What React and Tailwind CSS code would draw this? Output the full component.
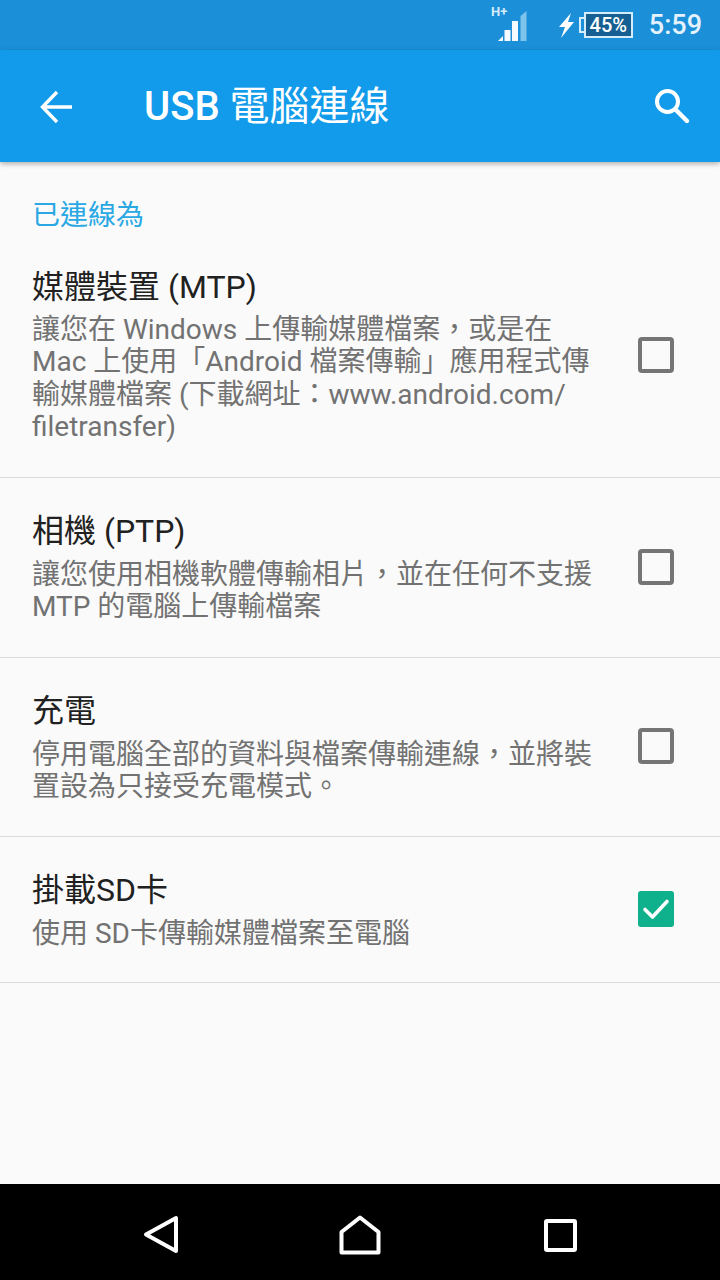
const FONT = "font-['Roboto','Noto_Sans_CJK_TC',sans-serif]";

const OPTIONS = [
  {
    title: "媒體裝置 (MTP)",
    lines: ["讓您在 Windows 上傳輸媒體檔案，或是在", "Mac 上使用「Android 檔案傳輸」應用程式傳", "輸媒體檔案 (下載網址：www.android.com/", "filetransfer)"],
    rowClass: "h-[246px] pt-[35px]",
    descClass: "mt-[7px]",
    boxClass: "mt-[70px]",
  },
  {
    title: "相機 (PTP)",
    lines: ["讓您使用相機軟體傳輸相片，並在任何不支援", "MTP 的電腦上傳輸檔案"],
    rowClass: "h-[180px] pt-[33px]",
    descClass: "mt-[8px]",
    boxClass: "mt-[38px]",
  },
  {
    title: "充電",
    lines: ["停用電腦全部的資料與檔案傳輸連線，並將裝", "置設為只接受充電模式。"],
    rowClass: "h-[179px] pt-[33px]",
    descClass: "mt-[8px]",
    boxClass: "mt-[37px]",
  },
  {
    title: "掛載SD卡",
    lines: ["使用 SD卡傳輸媒體檔案至電腦"],
    rowClass: "h-[146px] pt-[33px]",
    descClass: "mt-[8px]",
    boxClass: "mt-[21px]",
    checked: true,
  },
];

function Checkbox({ checked, className }) {
  if (checked) {
    return (
      <div className={`w-9 h-9 rounded-[3px] bg-[#0fb08c] flex items-center justify-center shrink-0 ${className}`}>
        <svg width="28" height="24" viewBox="0 0 28 24" fill="none">
          <path d="M3 12.5 L10.5 20 L25 4.5" stroke="#fff" strokeWidth="3.6" strokeLinecap="round" strokeLinejoin="round" />
        </svg>
      </div>
    );
  }
  return <div className={`w-9 h-9 rounded-[4px] border-[4px] border-[#757575] shrink-0 ${className}`} />;
}

function OptionRow({ option }) {
  return (
    <div className={`flex justify-between pl-[32px] pr-[46px] border-b border-[#dcdcdc] ${option.rowClass}`}>
      <div>
        <div className="text-[32px] leading-[40px] text-[#212121]">{option.title}</div>
        <div className={`text-[28px] leading-[32.4px] text-[#727272] whitespace-nowrap ${option.descClass}`}>
          {option.lines.map((line) => (
            <div key={line}>{line}</div>
          ))}
        </div>
      </div>
      <Checkbox checked={option.checked} className={option.boxClass} />
    </div>
  );
}

function StatusBar() {
  return (
    <div className="h-[50px] bg-[#1c8fd9] flex items-center justify-end shrink-0 text-white">
      <svg width="40" height="42" viewBox="0 0 40 42" className="mr-[31px]" fill="#f4fafe">
        <text x="4" y="12" fontSize="13" fontWeight="700" fontFamily="Roboto" fill="#d5ecfa">H+</text>
        <path d="M11 37 L16 32 V37 Z" />
        <rect x="17.5" y="26" width="6" height="11" />
        <rect x="25" y="17" width="6" height="20" />
        <path d="M33.5 37 V12 L39.5 7 V37 Z" fill="#7dc3ec" />
      </svg>
      <svg width="17" height="25" viewBox="0 0 17 25" className="mr-[4px]">
        <path d="M13 0 L1 14 H7 L3 25 L16 9 H10 Z" fill="#fff" />
      </svg>
      <div className="w-[54px] h-[26px] mr-[16px] flex">
        <div className="w-[5px] h-[16px] mt-[5px] border-l-2 border-t-2 border-b-2 border-[#d5ecfa]" />
        <div className="flex-1 bg-[#155f92] border-2 border-[#d5ecfa] text-[20px] leading-[22px] font-medium text-center text-white">45%</div>
      </div>
      <div className="text-[27px] leading-none font-medium text-[#e3f2fc] mr-[18px]">5:59</div>
    </div>
  );
}

function AppBar() {
  return (
    <div className="relative z-10 h-[112px] bg-[#129bea] flex items-center shrink-0 shadow-[0_2px_5px_rgba(0,0,0,0.3)]">
      <svg width="34" height="34" viewBox="0 0 34 34" className="ml-[40px] mt-[2px]" fill="none">
        <path d="M32 17 H3 M17 2 L2.5 17 L17 32" stroke="#fff" strokeWidth="3.4" />
      </svg>
      <div className="ml-[70px] text-[40px] leading-none text-white mt-[2px]">
        <span className="font-medium">USB</span> 電腦連線
      </div>
      <svg width="38" height="38" viewBox="0 0 38 38" className="ml-auto mr-[29px] mt-[-1px]" fill="none">
        <circle cx="14.5" cy="14.5" r="10.5" stroke="#fff" strokeWidth="4" />
        <path d="M22.5 22.5 L34 34" stroke="#fff" strokeWidth="4.4" strokeLinecap="round" />
      </svg>
    </div>
  );
}

function NavBar() {
  return (
    <div className="h-[96px] bg-black flex items-center shrink-0 pt-[6px]">
      <svg width="38" height="40" viewBox="0 0 38 40" className="ml-[142px]" fill="none">
        <path d="M34 3 V36 L4 19.5 Z" stroke="#fff" strokeWidth="4" strokeLinejoin="round" />
      </svg>
      <svg width="42" height="40" viewBox="0 0 42 40" className="ml-[159px]" fill="none">
        <path d="M2.5 37.5 V17 L21 2.5 L39.5 17 V37.5 Z" stroke="#fff" strokeWidth="4" strokeLinejoin="round" />
      </svg>
      <div className="ml-[163px] w-[33px] h-[33px] rounded-[3px] border-[4px] border-white" />
    </div>
  );
}

export default function App() {
  return (
    <div lang="zh-TW" className={`w-[720px] h-[1280px] flex flex-col overflow-hidden bg-[#fafafa] ${FONT}`}>
      <StatusBar />
      <AppBar />
      <div className="flex-1">
        <div className="pt-[37px] pl-[32px] text-[28px] leading-[34px] text-[#29a8e4] h-[70px]">已連線為</div>
        {OPTIONS.map((option) => (
          <OptionRow key={option.title} option={option} />
        ))}
      </div>
      <NavBar />
    </div>
  );
}
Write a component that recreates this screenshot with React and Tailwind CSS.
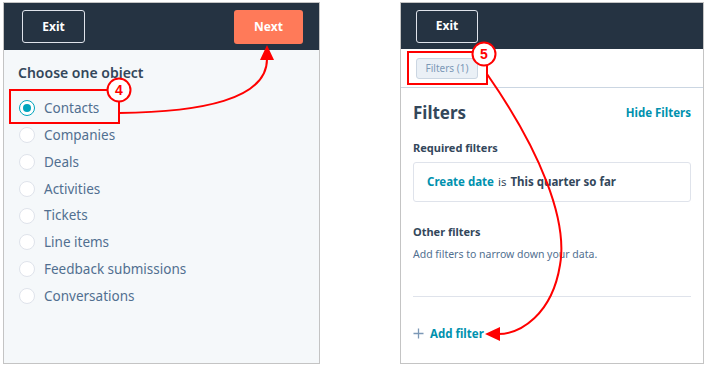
import React from "react";

const items = ["Contacts","Companies","Deals","Activities","Tickets","Line items","Feedback submissions","Conversations"];

function Radio({ checked }) {
  return (
    <span className={"flex h-[16px] w-[16px] shrink-0 items-center justify-center rounded-full border bg-white " + (checked ? "border-[#00a4bd]" : "border-[#dfe3eb]")}>
      {checked && <span className="h-[8px] w-[8px] rounded-full bg-[#00a4bd]" />}
    </span>
  );
}

export default function App() {
  return (
    <div className="relative h-[366px] w-[707px] overflow-hidden bg-white" style={{ fontFamily: '"Noto Sans", "Liberation Sans", sans-serif' }}>
      <div className="flex items-start pl-[3px] pt-[2px]">
        {/* Left panel */}
        <div className="flex h-[362px] w-[317px] flex-col border border-[#c4c4c4] bg-[#f5f8fa]">
          <div className="flex h-[47px] items-center justify-between bg-[#253342] pl-[18px] pr-[16px]">
            <div className="flex h-[33px] w-[63px] items-center justify-center rounded-[3px] border border-[#dfe3eb] text-[12px] font-bold text-white">Exit</div>
            <div className="flex h-[34px] w-[69px] items-center justify-center rounded-[3px] bg-[#ff7a59] text-[12px] font-bold text-white">Next</div>
          </div>
          <div className="px-[14px] pt-[14px]">
            <div className="text-[14px] font-semibold leading-[18px] text-[#33475b]">Choose one object</div>
            <div className="mt-[13px] flex flex-col">
              {items.map((t, i) => (
                <div key={t} className="flex h-[26.8px] items-center gap-[9px] pl-[1px]">
                  <Radio checked={i === 0} />
                  <span className="text-[13.5px] text-[#516f90]">{t}</span>
                </div>
              ))}
            </div>
          </div>
        </div>

        {/* Right panel */}
        <div className="ml-[80px] flex h-[362px] w-[304px] flex-col border border-[#c4c4c4] bg-white">
          <div className="flex h-[46px] items-center bg-[#253342] pl-[15px]">
            <div className="flex h-[33px] w-[62px] items-center justify-center rounded-[3px] border border-[#dfe3eb] text-[12px] font-bold text-white">Exit</div>
          </div>
          <div className="flex h-[39px] items-center border-b border-[#cbd6e2] pl-[15px]">
            <div className="flex h-[21px] w-[62px] items-center justify-center rounded-[3px] border border-[#cbd6e2] bg-[#eaf0f6] text-[10px] text-[#7c98b6]">Filters (1)</div>
          </div>
          <div className="flex flex-1 flex-col px-[12px] pt-[12px]">
            <div className="flex items-center justify-between">
              <span className="text-[17px] font-bold text-[#33475b]">Filters</span>
              <span className="text-[11.5px] font-bold text-[#0091ae]">Hide Filters</span>
            </div>
            <div className="mt-[14px] text-[11px] font-bold text-[#33475b]">Required filters</div>
            <div className="mt-[6px] flex h-[40px] items-center rounded-[3px] border border-[#dfe3eb] pl-[13px] text-[11.5px] text-[#33475b]">
              <span className="font-bold text-[#0091ae]">Create date</span>
              <span className="mx-[4px]">is</span>
              <span className="font-bold">This quarter so far</span>
            </div>
            <div className="mt-[22px] text-[11px] font-bold text-[#33475b]">Other filters</div>
            <div className="mt-[6px] text-[10.5px] text-[#516f90]">Add filters to narrow down your data.</div>
            <div className="mt-[34px] border-t border-[#dfe3eb]" />
            <div className="mt-[28px] flex items-center gap-[6px]">
              <svg width="11" height="11" viewBox="0 0 11 11" className="shrink-0">
                <path d="M5.5 0.5 V10.5 M0.5 5.5 H10.5" stroke="#7c98b6" strokeWidth="1.3" fill="none" />
              </svg>
              <span className="text-[11.5px] font-bold text-[#0091ae]">Add filter</span>
            </div>
          </div>
        </div>
      </div>

      {/* Annotations */}
      <svg className="pointer-events-none absolute left-0 top-0" width="707" height="366" viewBox="0 0 707 366">
        <rect x="10" y="90" width="109" height="33" fill="none" stroke="#ff0000" strokeWidth="2" />
        <path d="M119 113 C 200 112, 268 100, 267 58" fill="none" stroke="#ff0000" strokeWidth="2" />
        <polygon points="267,45 260,60 274,60" fill="#ff0000" />
        <circle cx="119" cy="90" r="11.5" fill="#fff" stroke="#ff0000" strokeWidth="2" />
        <text x="119" y="95" textAnchor="middle" fontSize="14" fontWeight="bold" fill="#ff0000" fontFamily="Liberation Sans, sans-serif">4</text>

        <rect x="408" y="52" width="79" height="32" fill="none" stroke="#ff0000" strokeWidth="2" />
        <path d="M487 74 C 540 150, 568 220, 560 265 C 552 315, 520 334, 498 334" fill="none" stroke="#ff0000" strokeWidth="2" />
        <polygon points="485,334 500,327 500,341" fill="#ff0000" />
        <circle cx="484" cy="54" r="11.5" fill="#fff" stroke="#ff0000" strokeWidth="2" />
        <text x="484" y="59" textAnchor="middle" fontSize="14" fontWeight="bold" fill="#ff0000" fontFamily="Liberation Sans, sans-serif">5</text>
      </svg>
    </div>
  );
}
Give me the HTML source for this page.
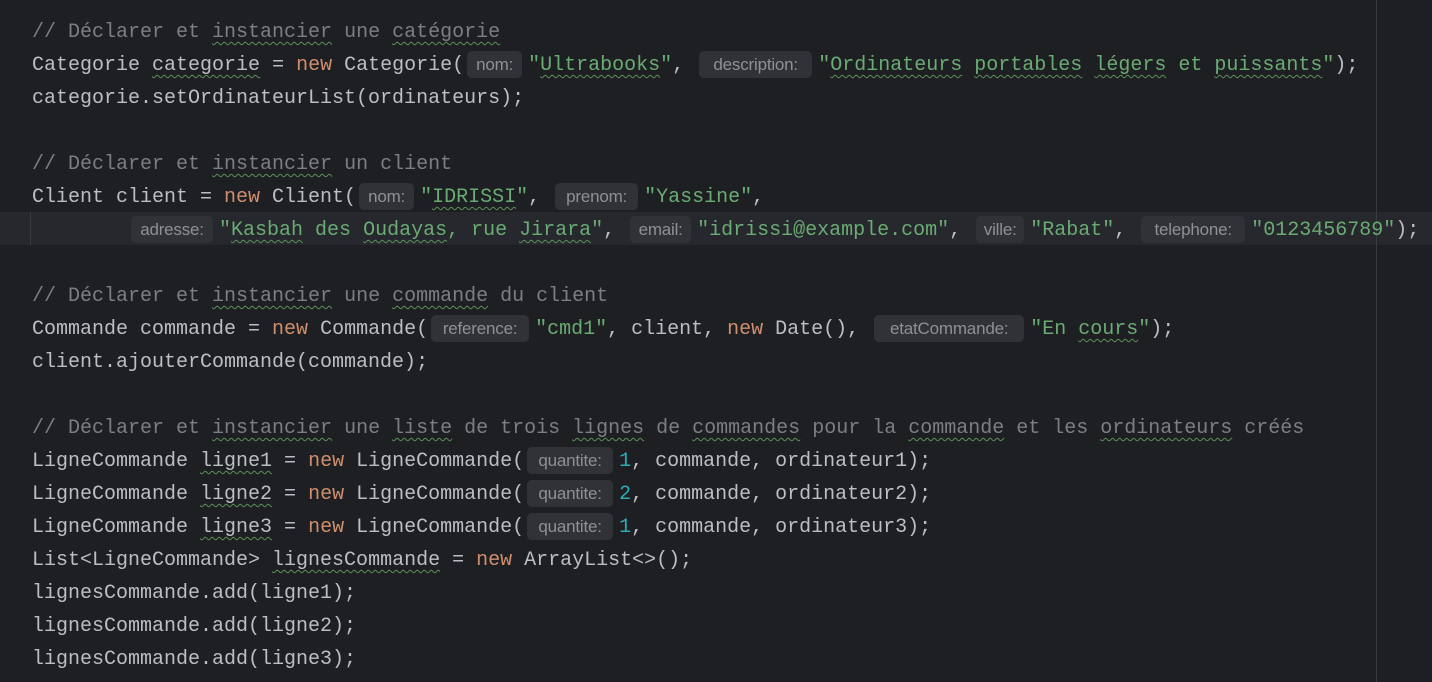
<!DOCTYPE html>
<html><head><meta charset="utf-8"><style>
html,body{margin:0;padding:0;background:#1e1f22;width:1432px;height:682px;overflow:hidden}
.ed{position:relative;width:1432px;height:682px;font-family:"Liberation Mono",monospace;font-size:20px;color:#bcbec4}
.margin{position:absolute;left:1376px;top:0;width:1px;height:682px;background:#393b40}
.cur{position:absolute;left:0;top:212px;width:1432px;height:33px;background:#26282e}
.guide{position:absolute;left:30px;top:212px;width:1px;height:33px;background:#393b40}
.code{position:absolute;left:32px;top:16px;line-height:33px}
.l{height:33px;white-space:pre}
.k{color:#cf8e6d}.s{color:#6aab73}.c{color:#7a7e85}.n{color:#2aacb8}
.w{text-decoration:underline wavy #5c8f5c;text-decoration-thickness:1px;text-underline-offset:4px}
.h{display:inline-block;vertical-align:top;margin:2px 6px 0 3px;height:27px;line-height:27px;background:#303236;border-radius:5px;color:#8e9096;font-family:"Liberation Sans",sans-serif;font-size:17px;text-align:center;letter-spacing:-0.2px}
</style></head><body><div class="ed">
<div class="cur"></div><div class="guide"></div><div class="margin"></div>
<div class="code"><div class="l"><span class="c">// Déclarer et <span class="w">instancier</span> une <span class="w">catégorie</span></span></div><div class="l">Categorie <span class="w">categorie</span> = <span class="k">new</span> Categorie(<span class="h" style="width:55px">nom:</span><span class="s">"<span class="w">Ultrabooks</span>"</span>, <span class="h" style="width:113px">description:</span><span class="s">"<span class="w">Ordinateurs</span> <span class="w">portables</span> <span class="w">légers</span> et <span class="w">puissants</span>"</span>);</div><div class="l">categorie.setOrdinateurList(ordinateurs);</div><div class="l"> </div><div class="l"><span class="c">// Déclarer et <span class="w">instancier</span> un client</span></div><div class="l">Client client = <span class="k">new</span> Client(<span class="h" style="width:55px">nom:</span><span class="s">"<span class="w">IDRISSI</span>"</span>, <span class="h" style="width:83px">prenom:</span><span class="s">"Yassine"</span>,</div><div class="l">        <span class="h" style="width:82px">adresse:</span><span class="s">"<span class="w">Kasbah</span> des <span class="w">Oudayas</span>, rue <span class="w">Jirara</span>"</span>, <span class="h" style="width:61px">email:</span><span class="s">"idrissi@example.com"</span>, <span class="h" style="width:48px">ville:</span><span class="s">"Rabat"</span>, <span class="h" style="width:104px">telephone:</span><span class="s">"0123456789"</span>);</div><div class="l"> </div><div class="l"><span class="c">// Déclarer et <span class="w">instancier</span> une <span class="w">commande</span> du client</span></div><div class="l">Commande commande = <span class="k">new</span> Commande(<span class="h" style="width:98px">reference:</span><span class="s">"cmd1"</span>, client, <span class="k">new</span> Date(), <span class="h" style="width:150px">etatCommande:</span><span class="s">"En <span class="w">cours</span>"</span>);</div><div class="l">client.ajouterCommande(commande);</div><div class="l"> </div><div class="l"><span class="c">// Déclarer et <span class="w">instancier</span> une <span class="w">liste</span> de trois <span class="w">lignes</span> de <span class="w">commandes</span> pour la <span class="w">commande</span> et les <span class="w">ordinateurs</span> créés</span></div><div class="l">LigneCommande <span class="w">ligne1</span> = <span class="k">new</span> LigneCommande(<span class="h" style="width:86px">quantite:</span><span class="n">1</span>, commande, ordinateur1);</div><div class="l">LigneCommande <span class="w">ligne2</span> = <span class="k">new</span> LigneCommande(<span class="h" style="width:86px">quantite:</span><span class="n">2</span>, commande, ordinateur2);</div><div class="l">LigneCommande <span class="w">ligne3</span> = <span class="k">new</span> LigneCommande(<span class="h" style="width:86px">quantite:</span><span class="n">1</span>, commande, ordinateur3);</div><div class="l">List&lt;LigneCommande&gt; <span class="w">lignesCommande</span> = <span class="k">new</span> ArrayList&lt;&gt;();</div><div class="l">lignesCommande.add(ligne1);</div><div class="l">lignesCommande.add(ligne2);</div><div class="l">lignesCommande.add(ligne3);</div></div>
</div></body></html>
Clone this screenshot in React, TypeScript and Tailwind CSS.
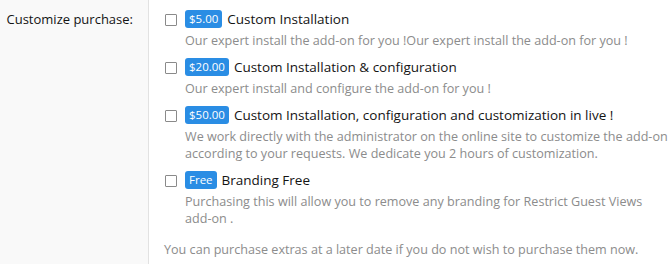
const extras = [
  {
    id: 1,
    price: '$5.00',
    title: 'Custom Installation',
    lines: ['Our expert install the add-on for you !Our expert install the add-on for you !'],
  },
  {
    id: 2,
    price: '$20.00',
    title: 'Custom Installation & configuration',
    lines: ['Our expert install and configure the add-on for you !'],
  },
  {
    id: 3,
    price: '$50.00',
    title: 'Custom Installation, configuration and customization in live !',
    lines: [
      'We work directly with the administrator on the online site to customize the add-on',
      'according to your requests. We dedicate you 2 hours of customization.',
    ],
  },
  {
    id: 4,
    price: 'Free',
    title: 'Branding Free',
    lines: ['Purchasing this will allow you to remove any branding for Restrict Guest Views', 'add-on .'],
  },
]

export default function App() {
  return (
    <div className="flex w-[670px] h-[264px] bg-white font-['Open_Sans','Noto_Sans',sans-serif] text-[#141414] overflow-hidden">
      <div className="w-[149px] shrink-0 bg-[#f9f9f9] border-r border-[#e2e2e2] pt-[8px] pr-[15px] text-right text-[13px] leading-[22px] whitespace-nowrap">
        Customize purchase:
      </div>
      <div className="flex-1 pl-[16px] pt-[8px]">
        <ul className="flex flex-col gap-[7px]">
          {extras.map((item) => (
            <li key={item.id} className="flex gap-[8px]">
              <span className="mt-[6px] w-[12px] h-[12px] shrink-0 border border-[#8a8a8a] rounded-[1px] bg-white" />
              <div>
                <div className="flex items-center h-[22px] text-[13.5px]">
                  <span className="inline-flex items-center h-[18px] px-[4px] rounded-[3px] bg-[#2a8de4] text-white text-[11.5px]">
                    {item.price}
                  </span>
                  <span className="ml-[5px] whitespace-nowrap">{item.title}</span>
                </div>
                <div className="mt-[2px] text-[12.6px] leading-[17px] text-[#8c8c8c]">
                  {item.lines.map((line) => (
                    <div key={line} className="whitespace-nowrap">{line}</div>
                  ))}
                </div>
              </div>
            </li>
          ))}
        </ul>
        <p className="mt-[14px] -ml-[1px] text-[12.6px] leading-[17px] text-[#8c8c8c] whitespace-nowrap">
          You can purchase extras at a later date if you do not wish to purchase them now.
        </p>
      </div>
    </div>
  )
}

Given instruction:
From the data, pick out every line that includes "React".

Task solution:
What React and Tailwind CSS code would draw this? Output the full component.
Write a component that recreates this screenshot with React and Tailwind CSS.
import React from "react";
Clone this screenshot in React, TypeScript and Tailwind CSS.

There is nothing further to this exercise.